Career politicians who trade on their office, trade stocks using insider knowledge, make promises to constituents and break them, and spend their terms in Congress enriching themselves and their donors rather than solving real problems for working families.
Paige has refused the perks of office, taken on political machines from both parties, and delivered measurable results for the people she serves. She'd bring that same discipline to Congress: no corporate PAC money, support for a stock trading ban, and a focus on NEPA families — not special interests.
Paige Cognetti's priorities come directly from her experience in local government and from listening to the residents of Northeastern Pennsylvania. Her platform is grounded in fiscal accountability, economic fairness, and making Washington finally work for working people.
Government should work as hard as the people it serves
Ban congressional stock trading. No elected official should be able to profit from their own legislative decisions. Paige supports a full ban on stock trading by members of Congress, a practice she sees as a fundamental conflict of interest.
Reject corporate PAC money. Paige has committed to accepting no corporate PAC contributions as a candidate or, if elected, as a member of Congress — keeping her obligations to constituents, not donors.
Audit the federal government with precision. With nearly a decade of experience cutting waste and fraud at the local level, Paige believes the federal government needs a rigorous, targeted audit — one that uses a scalpel rather than a chainsaw to protect essential services while eliminating genuine waste.
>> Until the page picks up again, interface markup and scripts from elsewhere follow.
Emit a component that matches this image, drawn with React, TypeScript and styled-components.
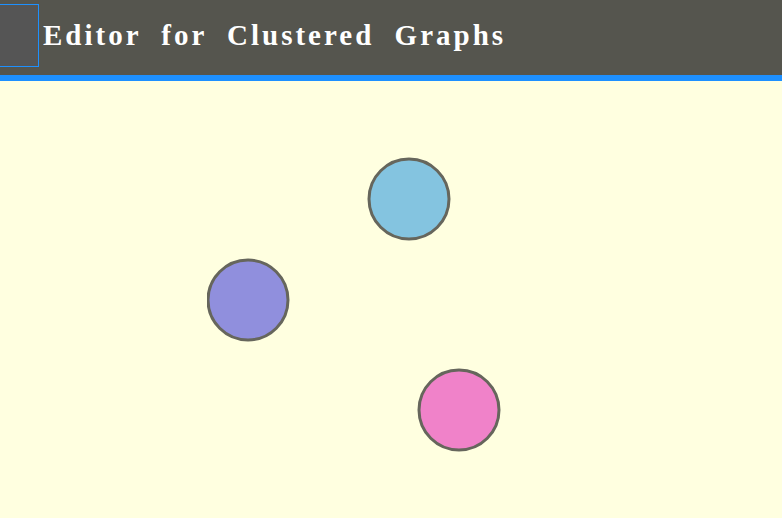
import React from "react";
import styled, { createGlobalStyle } from "styled-components";

const GlobalStyle = createGlobalStyle`
  *, *::before, *::after { box-sizing: border-box; }
  html, body, #root { height: 100%; }
  body { margin: 0; background: #ffffe0; overflow: hidden; }
`;

const Page = styled.div`
  display: flex;
  flex-direction: column;
  min-height: 100%;
`;

const Header = styled.header`
  display: flex;
  align-items: flex-start;
  gap: 4px;
  padding: 4px 0 8px;
  background: #55554e;
  border-bottom: 6px solid #1e90ff;
`;

const MenuButton = styled.button`
  width: 39px;
  height: 63px;
  padding: 0;
  background: #555555;
  border: 1px solid #1e90ff;
  border-left: 0;
`;

const Title = styled.h1`
  margin: 0;
  font: bold 29px/62px "Liberation Serif", "Times New Roman", serif;
  letter-spacing: 3px;
  word-spacing: 10px;
  white-space: nowrap;
  color: #ffffff;
`;

const Canvas = styled.main`
  flex: 1;
  position: relative;
`;

const NodeShape = styled.svg<{ $x: number; $y: number }>`
  position: absolute;
  left: ${({ $x }) => $x}px;
  top: ${({ $y }) => $y}px;
  width: 84px;
  height: 84px;
`;

const Disc = styled.circle`
  stroke: #66665c;
  stroke-width: 3px;
`;

const nodes = [
  { id: "blue", x: 367, y: 76, cx: 42, cy: 42, fill: "#84c4e0" },
  { id: "violet", x: 207, y: 177, cx: 41, cy: 42, fill: "#908fdd" },
  { id: "pink", x: 417, y: 287, cx: 42, cy: 42, fill: "#f082c9" },
];

export default function App() {
  return (
    <>
      <GlobalStyle />
      <Page>
        <Header>
          <MenuButton type="button" aria-label="Menu" />
          <Title>Editor for Clustered Graphs</Title>
        </Header>
        <Canvas>
          {nodes.map((node) => (
            <NodeShape key={node.id} $x={node.x} $y={node.y} role="img" aria-label={`${node.id} node`}>
              <Disc cx={node.cx} cy={node.cy} r={40} fill={node.fill} />
            </NodeShape>
          ))}
        </Canvas>
      </Page>
    </>
  );
}
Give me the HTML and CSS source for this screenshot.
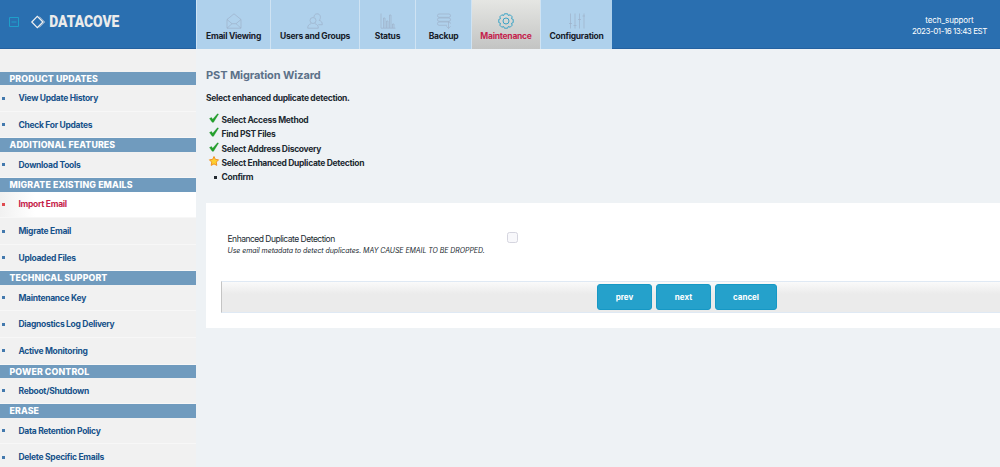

Reducing costs and creating opportunity for working people
Break up monopolies that crowd out competition. Large corporate consolidation is pushing small businesses out of NEPA communities, giving consumers fewer options and concentrating economic power in fewer and fewer hands. Paige would push to strengthen antitrust enforcement and restore genuine market competition.
Strengthen unions and workers' rights. Paige supports making it easier for workers to organize and join unions, believing that strong labor representation is essential to building a fair economy for working families.
Direct more federal funding to local governments. Paige believes in local control and would champion policies that allocate more federal resources directly to municipalities and counties, where officials are most accountable to residents.
Cap predatory fees. Hidden fees — like excessive credit card processing charges — eat into the budgets of families and small businesses alike. Paige would push for caps on these charges to put more money back in people's pockets.
End insurance denials of medically necessary care. Insurance middlemen should not be overruling doctors. Paige supports reforms that prevent healthcare and prescription drug coverage from being denied when a physician has deemed it medically necessary.
Reform the insurance system. Whether it's health coverage, flood insurance, or homeowner's policies, people should be able to trust that the insurance they pay for will actually protect them when something goes wrong.
Building it here, bringing industry back, and cutting red tape that doesn't serve anyone
Reshore manufacturing to Northeastern Pennsylvania. Paige would prioritize bringing manufacturing jobs back to the region, including expanding defense manufacturing in NEPA — an area where the district already has significant existing capacity and workforce expertise.
Cut bureaucratic red tape for businesses and infrastructure. Drawing on her experience streamlining Scranton's permitting process, Paige supports sensible deregulation that lets businesses launch and grow faster, and that accelerates critical infrastructure projects — from roads and bridges to passenger rail.
Replace broad tariffs with targeted trade policy. Sweeping tariffs that hit consumers and small businesses hardest are not the answer. Paige supports smart, targeted trade policies designed to protect domestic manufacturing without inflating costs for NEPA families.